10th July 2007

Troutbeck valley and the Ill Bell Ridge


Walk Overview
Time 08.50 to 15.40
Duration 6 hr 50 min
Distance 11.5 mile
Ascent 3610 ft
Walking with Jennifer
Troutbeck - Garburn Pass - Troutbeck Valley - Troutbeck Tongue - Froswick - Ill Bell - Yoke - Garburn Pass - Troutbeck
Fells visited
Directory places visited

Starting Point Information Centre
Parking spaces, Church Bridge, Troutbeck

There isn't a great deal of room here; perhaps a few more than half a dozen spaces if you're lucky. Once these are taken however, people generally begin to park along the road near the church.

Parking is free

There are lots of walking on offer from this spot, but for myself, I find this an ideal place to head out onto the western arm of the Kentmere horseshoe.


Route Map

A rather overgrown section near the bottom of Garburn Pass.

The view through the valley towards Troutbeck Tongue looked a bit grim as we walked along the path above Limefitt Park. Thankfully it did brighten up a little as we neared the head of the valley and by the time we'd ascended to the point between Thornthwaite Crag and Froswick the cloud had also lifted from the fells, so we were able to enjoy the views from ridge.

That reminds me, I must clean / treat my boots when they dry out.
Last time I bought a new pair I happened to mention to the guy in the shop that if I get eight months out of a pair of boots then they've done well. And that they always crack and split in the same place. He told me it shouldn't matter how much you use them they should still last longer than this. He then advised me to keep hold of the receipt and if the current pair only last that long then I should take them back and they may be able to return them to the manufacturer. Added onto the end of all this was the statement that they can actually tell if the boots have been regularly treated with the leather care stuff or not and if these ones have, then I may get the next pair for nothing.
I wonder how many times I could keep taking my boots back before I actually end up paying for them again??

A close up of Troutbeck Park, found at the head of the valley below Troutbeck Tongue.

It was a bit brighter now as we approached Troutbeck Tongue and the cloud had even lifted high enough to reveal our intended route up to the Ill Bell ridge.
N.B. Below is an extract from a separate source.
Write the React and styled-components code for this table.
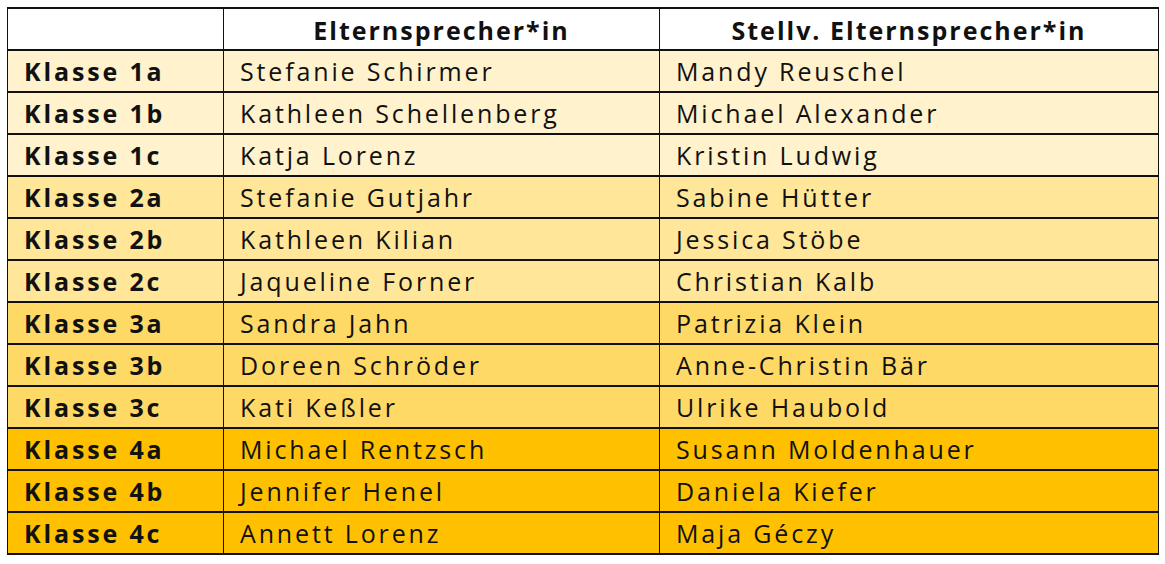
import React from "react";
import styled, { createGlobalStyle } from "styled-components";

const GlobalStyle = createGlobalStyle`
  body {
    margin: 0;
    background: #fff;
    font-family: "Open Sans", "Liberation Sans", sans-serif;
    color: #111;
  }
`;

const Page = styled.div`
  padding: 7px 7px;
`;

const Table = styled.table`
  width: 1151px;
  border-collapse: collapse;
  table-layout: fixed;
`;

const HeadCell = styled.th`
  height: 38px;
  padding: 2px 0 0;
  border: 1.5px solid #111;
  border-top-width: 2px;
  border-bottom-width: 2px;
  font-size: 25px;
  font-weight: 700;
  text-align: center;
  letter-spacing: 2px;
`;

const Row = styled.tr`
  background: ${(p) => p.$bg};
`;

const Cell = styled.td`
  height: 40px;
  padding: 0 0 0 16px;
  border: 1.5px solid #111;
  border-top-width: 2px;
  border-bottom-width: 2px;
  font-size: 25px;
  font-weight: ${(p) => (p.$bold ? 700 : 400)};
  letter-spacing: 2.85px;
  white-space: nowrap;
`;

const shades = {
  1: "#fff2cc",
  2: "#ffe699",
  3: "#ffd966",
  4: "#ffc000",
};

const rows = [
  ["1a", "Stefanie Schirmer", "Mandy Reuschel"],
  ["1b", "Kathleen Schellenberg", "Michael Alexander"],
  ["1c", "Katja Lorenz", "Kristin Ludwig"],
  ["2a", "Stefanie Gutjahr", "Sabine Hütter"],
  ["2b", "Kathleen Kilian", "Jessica Stöbe"],
  ["2c", "Jaqueline Forner", "Christian Kalb"],
  ["3a", "Sandra Jahn", "Patrizia Klein"],
  ["3b", "Doreen Schröder", "Anne-Christin Bär"],
  ["3c", "Kati Keßler", "Ulrike Haubold"],
  ["4a", "Michael Rentzsch", "Susann Moldenhauer"],
  ["4b", "Jennifer Henel", "Daniela Kiefer"],
  ["4c", "Annett Lorenz", "Maja Géczy"],
];

export default function App() {
  return (
    <Page>
      <GlobalStyle />
      <Table>
        <colgroup>
          <col style={{ width: 216 }} />
          <col style={{ width: 436 }} />
          <col style={{ width: 499 }} />
        </colgroup>
        <thead>
          <tr>
            <HeadCell />
            <HeadCell>Elternsprecher*in</HeadCell>
            <HeadCell>Stellv. Elternsprecher*in</HeadCell>
          </tr>
        </thead>
        <tbody>
          {rows.map(([cls, rep, dep]) => (
            <Row key={cls} $bg={shades[cls[0]]}>
              <Cell $bold>Klasse {cls}</Cell>
              <Cell>{rep}</Cell>
              <Cell>{dep}</Cell>
            </Row>
          ))}
        </tbody>
      </Table>
    </Page>
  );
}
First of all however, we had to cross Hagg Gill in order to start a walk through the six foot tall Bracken on Troutbeck Tongue.
At the end of this wall turn sharp left through a gate, cross the small footbridge and make your way up to the path seen on the left of the picture.

Looking back through the valley towards Windermere which is just and so visible in the distance.

The walk across the grassy ridge on Troutbeck Tongue was much drier than I thought it would be, considering the amount of rain we've had lately.

Over the years I've had one or two emails off people asking if certain car parks in the Lake District fill up quickly in the mornings or if you can usually get parked at any time of day. Well here's one person who doesn't need to worry about parking spaces, lay-bys, roadside verges, in fact why bother with roads at all. I'm not actually sure what to make of this. If it's belongs to one of the farmers then (in my opinion) that's fine. On the other hand, hopefully this isn't the result of someone thinking they have the right to drive / park anywhere that their vehicle will take them.
Where will it end I wonder? Perhaps the guy who walks to the top of Helvellyn every day to take the weather readings could save himself all that effort by driving up to a pay and display car park next to the summit shelter. Although he'd need to set off early, because I'm sure that one would fill up pretty quickly.

Froswick lay ahead of us, but first something to eat on the edge of the ridge looking down into Kentmere (out of shot on the left).

The view back along the ridge with Stony Cove Pike on the left of the picture and Thornthwaite Crag on the right.

And then, as we were on Ill Bell the cloud rolled in to cover the ridge, bringing with it temperatures more like February than July.

A close up of the ridge below Harter Fell. The narrow path coming into the picture from the right hand side is Nan Bield Pass.

Yoke summit and a temporary parting of the ways.
Jennifer wanted a sit down for ten minutes, so I took the opportunity to have a walk down to see the lovely Rainsborrow Tarn.

Walking down to the tarn I got this great view of Kentmere Reservoir.

Rainsborrow Tarn; sitting precariously on the edge of the fellside above Kentmere Valley.

Kentmere Valley.

Now this is more like it.
The footpath repairs carried out on the path to Garburn Pass really have made a big difference. Anyone who's walked this route using the old path will know all too well just how wet, boggy and muddy it was across here.
The small area of trees (at the end of the path) marks the highest point on Garburn Pass.

A close up of Red Scress.

Heading back down to Troutbeck along the long and at times very rough under foot, Garburn Pass.

Troutbeck seen from Garburn Pass.


Looking back up Garburn Pass, along to Troutbeck Tongue and up to the Ill Bell ridge. A long way!

One minute we were saying to each other just how close "those sheep" sound, then they started to run past and continued to run by us for a good couple of minutes, which doesn't seem very long, but an awful lot of sheep can run past you in that length of time.